Anyway, the answer is that all 96 of the blue-eyed islanders leave at dawn on the 96th day.

 

[Theo520]

Once the host opens either door B or C, the entire 66.7% probability transfers to the other door, so you are left with a 33.3% probability if you stick with A or a 66.7% probability if you switch to whatever door is left unopened.

No, you are making a new choice, and the odds are 50/50 each way.
Choosing to stay with your first choice is still a choice, with equal odds.

 

[Tarsier]

No, you are making a new choice, and the odds are 50/50 each way.

Choosing to stay with your first choice is still a choice, with equal odds.

That’s not how probability works. It is never as simple as saying that, with two choices, there is an equal chance of each.

Sometimes one choice outweighs the other in a probability that precedes your choice and continues in spite of it (and, to be clear, one’s “choice” never influences the statistical probability of the same action it is choosing, only the psychological probability).

Anyway, as pointed out above, every single simulation (computer or otherwise), run a sufficient number of times, will show that the switch gives you 66.6% probability.

I suppose it is the way that the proposition is presented that causes the problems, which should be a good lesson for those of us who evangelize - be careful of how one presents truth!

Let’s suppose the problem is presented this way:

You are given a choice of three doors, and you choose A.

Host says, “Hey, you can stick with A, or I’ll let you have BOTH B and C.”

You: “That’s great. My odds are double with both B and C. I’ll take that deal.”

Host: “Fantastic. By the way, the rules are that you can only open one door, and you only get the prize from the door you open.”

You: “Oh …”

Host: “Tell you what, I know what is behind both those doors. We both know at least one of them has a goat, right? Would you like me to open that one for you so you can open the other?”

Same scenario. Worded differently.

 

[Theo520]

Anyway, as pointed out above, every single simulation (computer or otherwise), run a sufficient number of times, will show that the switch gives you 66.6% probability.

lol, that all depends on the programming, doesn’t it.

What I said was true, for the second choice, the odds of that choice are 50/50. I was referring to that single choice while you are referring to cumulative odds.

 

[Tarsier]

lol, that all depends on the programming, doesn’t it.

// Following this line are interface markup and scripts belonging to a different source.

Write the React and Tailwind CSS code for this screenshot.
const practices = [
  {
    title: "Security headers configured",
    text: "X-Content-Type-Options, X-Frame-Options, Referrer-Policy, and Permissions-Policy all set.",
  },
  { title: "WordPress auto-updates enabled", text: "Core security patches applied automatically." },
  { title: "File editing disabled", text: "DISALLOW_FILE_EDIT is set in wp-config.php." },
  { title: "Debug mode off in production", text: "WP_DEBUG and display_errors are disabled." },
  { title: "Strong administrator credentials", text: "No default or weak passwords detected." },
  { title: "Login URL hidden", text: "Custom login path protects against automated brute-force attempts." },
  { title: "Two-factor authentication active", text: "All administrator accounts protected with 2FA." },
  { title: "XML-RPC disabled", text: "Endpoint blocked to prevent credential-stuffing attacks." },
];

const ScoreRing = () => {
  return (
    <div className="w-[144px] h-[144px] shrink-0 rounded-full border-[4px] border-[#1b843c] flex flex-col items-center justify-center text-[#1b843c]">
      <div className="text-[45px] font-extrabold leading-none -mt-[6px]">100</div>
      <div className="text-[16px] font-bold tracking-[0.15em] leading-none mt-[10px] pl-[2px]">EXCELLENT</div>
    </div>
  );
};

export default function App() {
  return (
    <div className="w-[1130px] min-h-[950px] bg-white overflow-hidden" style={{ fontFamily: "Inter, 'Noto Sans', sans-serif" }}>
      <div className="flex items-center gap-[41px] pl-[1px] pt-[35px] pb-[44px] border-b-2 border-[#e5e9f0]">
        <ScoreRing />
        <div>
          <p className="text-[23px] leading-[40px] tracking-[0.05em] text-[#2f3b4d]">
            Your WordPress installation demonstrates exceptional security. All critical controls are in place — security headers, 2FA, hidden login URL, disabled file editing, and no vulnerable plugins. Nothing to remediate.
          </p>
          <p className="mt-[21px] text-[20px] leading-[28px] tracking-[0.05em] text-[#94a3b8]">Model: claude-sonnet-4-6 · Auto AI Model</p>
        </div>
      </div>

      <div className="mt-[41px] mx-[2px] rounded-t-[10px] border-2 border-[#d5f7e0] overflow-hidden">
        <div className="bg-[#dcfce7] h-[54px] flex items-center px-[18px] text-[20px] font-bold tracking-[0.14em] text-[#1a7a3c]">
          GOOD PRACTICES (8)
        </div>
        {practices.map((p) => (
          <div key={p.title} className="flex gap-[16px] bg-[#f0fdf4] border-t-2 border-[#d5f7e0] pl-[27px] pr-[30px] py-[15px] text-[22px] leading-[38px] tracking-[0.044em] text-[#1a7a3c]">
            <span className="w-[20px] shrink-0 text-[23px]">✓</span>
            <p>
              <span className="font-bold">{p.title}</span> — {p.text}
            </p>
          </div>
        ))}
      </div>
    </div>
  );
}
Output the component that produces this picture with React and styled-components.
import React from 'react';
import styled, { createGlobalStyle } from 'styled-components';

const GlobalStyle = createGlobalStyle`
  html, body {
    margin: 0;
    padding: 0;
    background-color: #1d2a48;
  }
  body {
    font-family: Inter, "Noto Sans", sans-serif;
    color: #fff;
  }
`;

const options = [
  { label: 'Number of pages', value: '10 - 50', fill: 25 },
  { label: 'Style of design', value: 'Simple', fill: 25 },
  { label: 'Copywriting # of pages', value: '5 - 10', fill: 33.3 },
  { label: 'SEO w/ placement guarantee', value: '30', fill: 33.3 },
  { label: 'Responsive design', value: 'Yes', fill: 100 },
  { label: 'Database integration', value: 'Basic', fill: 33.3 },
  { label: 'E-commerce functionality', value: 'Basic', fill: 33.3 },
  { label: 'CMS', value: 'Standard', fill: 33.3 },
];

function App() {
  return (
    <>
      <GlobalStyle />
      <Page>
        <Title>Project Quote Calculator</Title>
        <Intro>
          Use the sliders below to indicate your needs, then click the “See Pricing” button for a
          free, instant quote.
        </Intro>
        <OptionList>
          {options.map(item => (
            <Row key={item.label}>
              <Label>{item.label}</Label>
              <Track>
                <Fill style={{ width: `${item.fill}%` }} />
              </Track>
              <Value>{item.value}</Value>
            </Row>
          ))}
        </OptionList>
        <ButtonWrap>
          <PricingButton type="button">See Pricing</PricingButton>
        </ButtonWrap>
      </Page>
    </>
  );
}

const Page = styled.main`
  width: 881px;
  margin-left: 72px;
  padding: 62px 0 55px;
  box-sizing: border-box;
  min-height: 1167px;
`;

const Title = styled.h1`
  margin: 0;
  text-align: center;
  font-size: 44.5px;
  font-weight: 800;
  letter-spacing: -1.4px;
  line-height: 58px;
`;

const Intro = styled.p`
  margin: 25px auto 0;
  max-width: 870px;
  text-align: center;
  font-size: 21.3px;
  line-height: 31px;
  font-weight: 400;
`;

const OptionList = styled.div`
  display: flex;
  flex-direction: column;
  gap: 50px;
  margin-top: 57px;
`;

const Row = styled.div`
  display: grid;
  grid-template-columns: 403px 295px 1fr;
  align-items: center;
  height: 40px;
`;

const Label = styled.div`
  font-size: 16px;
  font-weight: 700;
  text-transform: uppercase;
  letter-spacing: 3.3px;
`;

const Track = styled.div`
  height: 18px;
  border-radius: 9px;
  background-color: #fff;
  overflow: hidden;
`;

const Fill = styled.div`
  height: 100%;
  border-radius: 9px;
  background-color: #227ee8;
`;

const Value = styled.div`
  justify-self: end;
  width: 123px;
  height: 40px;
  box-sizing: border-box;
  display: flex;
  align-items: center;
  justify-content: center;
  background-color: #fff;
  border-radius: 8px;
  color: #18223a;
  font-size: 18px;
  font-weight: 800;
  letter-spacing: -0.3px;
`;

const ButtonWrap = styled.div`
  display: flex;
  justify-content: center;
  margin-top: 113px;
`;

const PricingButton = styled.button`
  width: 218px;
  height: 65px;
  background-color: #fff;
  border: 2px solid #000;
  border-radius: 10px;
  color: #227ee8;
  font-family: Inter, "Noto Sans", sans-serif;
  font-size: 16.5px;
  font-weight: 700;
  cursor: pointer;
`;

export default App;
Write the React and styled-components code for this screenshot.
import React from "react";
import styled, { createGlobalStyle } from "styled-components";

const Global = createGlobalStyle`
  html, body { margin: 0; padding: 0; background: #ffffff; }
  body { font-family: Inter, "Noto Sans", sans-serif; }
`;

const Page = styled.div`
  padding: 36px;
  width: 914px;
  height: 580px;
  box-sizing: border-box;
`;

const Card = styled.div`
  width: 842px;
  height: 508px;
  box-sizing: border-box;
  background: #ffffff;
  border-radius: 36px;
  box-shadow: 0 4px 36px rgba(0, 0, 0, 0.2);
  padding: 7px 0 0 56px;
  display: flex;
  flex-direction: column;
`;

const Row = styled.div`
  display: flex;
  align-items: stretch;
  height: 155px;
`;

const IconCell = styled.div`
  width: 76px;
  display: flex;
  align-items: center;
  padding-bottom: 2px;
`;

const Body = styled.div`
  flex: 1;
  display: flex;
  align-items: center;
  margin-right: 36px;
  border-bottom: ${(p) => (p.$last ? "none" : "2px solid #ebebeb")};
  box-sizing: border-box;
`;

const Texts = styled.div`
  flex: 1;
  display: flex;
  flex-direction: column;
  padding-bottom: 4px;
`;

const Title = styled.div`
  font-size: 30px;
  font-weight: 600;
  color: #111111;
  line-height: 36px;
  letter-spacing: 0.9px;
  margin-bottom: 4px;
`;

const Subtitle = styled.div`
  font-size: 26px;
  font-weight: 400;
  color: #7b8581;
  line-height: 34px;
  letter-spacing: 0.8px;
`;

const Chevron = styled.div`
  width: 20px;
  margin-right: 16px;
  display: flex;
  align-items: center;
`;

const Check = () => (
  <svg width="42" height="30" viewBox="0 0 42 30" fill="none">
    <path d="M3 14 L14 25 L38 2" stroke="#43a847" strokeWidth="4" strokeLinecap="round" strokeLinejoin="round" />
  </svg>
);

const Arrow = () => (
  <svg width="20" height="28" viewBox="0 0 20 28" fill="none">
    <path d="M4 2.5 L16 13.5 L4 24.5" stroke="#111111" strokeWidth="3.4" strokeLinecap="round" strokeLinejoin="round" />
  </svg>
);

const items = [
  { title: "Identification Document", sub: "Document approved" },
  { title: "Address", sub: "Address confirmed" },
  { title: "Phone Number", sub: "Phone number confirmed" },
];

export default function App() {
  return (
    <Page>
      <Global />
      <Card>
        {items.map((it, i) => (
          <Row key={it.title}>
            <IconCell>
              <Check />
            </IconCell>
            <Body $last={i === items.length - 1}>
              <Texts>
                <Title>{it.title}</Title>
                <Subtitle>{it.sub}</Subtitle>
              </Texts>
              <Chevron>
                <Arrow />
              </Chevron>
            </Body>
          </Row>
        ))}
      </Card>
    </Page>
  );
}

What I said was true, for the second choice, the odds of that choice are 50/50. I was referring to that single choice while you are referring to cumulative odds.

No, it doesn’t depend on programming. That’s why I said “every single” simulation of sufficient size, including non-computer, inviting you to run your own. Create three doors. Have a friend put paper goats and cars behind them. Have that same friend, aware of which prize is behind which door, eliminate one of the doors you’ve not chosen. Do that 100 times.

You are correct that I’m not referring to a single choice, absent of the first choice, because I’m referring to the actual wording of the puzzle we are discussing. The puzzle makes reference to the fact that this is a two-part event. You were only 33.3% likely to have guessed correctly in the first place. The car is most likely behind one of the other two. The host, who knows what hides behind them, is just eliminating a definite wrong choice.

Here are the nine possible outcomes, 2/3 of which favor switching:

You pick door A - Car is behind Door A - Host reveals Goat behind Door B or C - You should STAY for the car.
You pick door A - Car is behind Door B - Host reveals Goat behind Door C - You should SWITCH for the car.
You pick door A - Car is behind Door C - Host reveals Goat behind Door B - You should SWITCH for the car.
You pick door B - Car is behind Door A - Host reveals Goat behind Door C - You should SWITCH for the car.
You pick door B - Car is behind Door B - Host reveals Goat behind Door A or C - You should STAY for the car.
You pick door B - Car is behind Door C - Host reveals Goat behind Door A - You should SWITCH for the car.
You pick door C - Car is behind Door A - Host reveals Goat behind Door B - You should SWITCH for the car.
You pick door C - Car is behind Door B - Host reveals Goat behind Door A - You should SWITCH for the car.
You pick door C - Car is behind Door C - Host reveals Goat behind Door A or B - You should STAY for the car.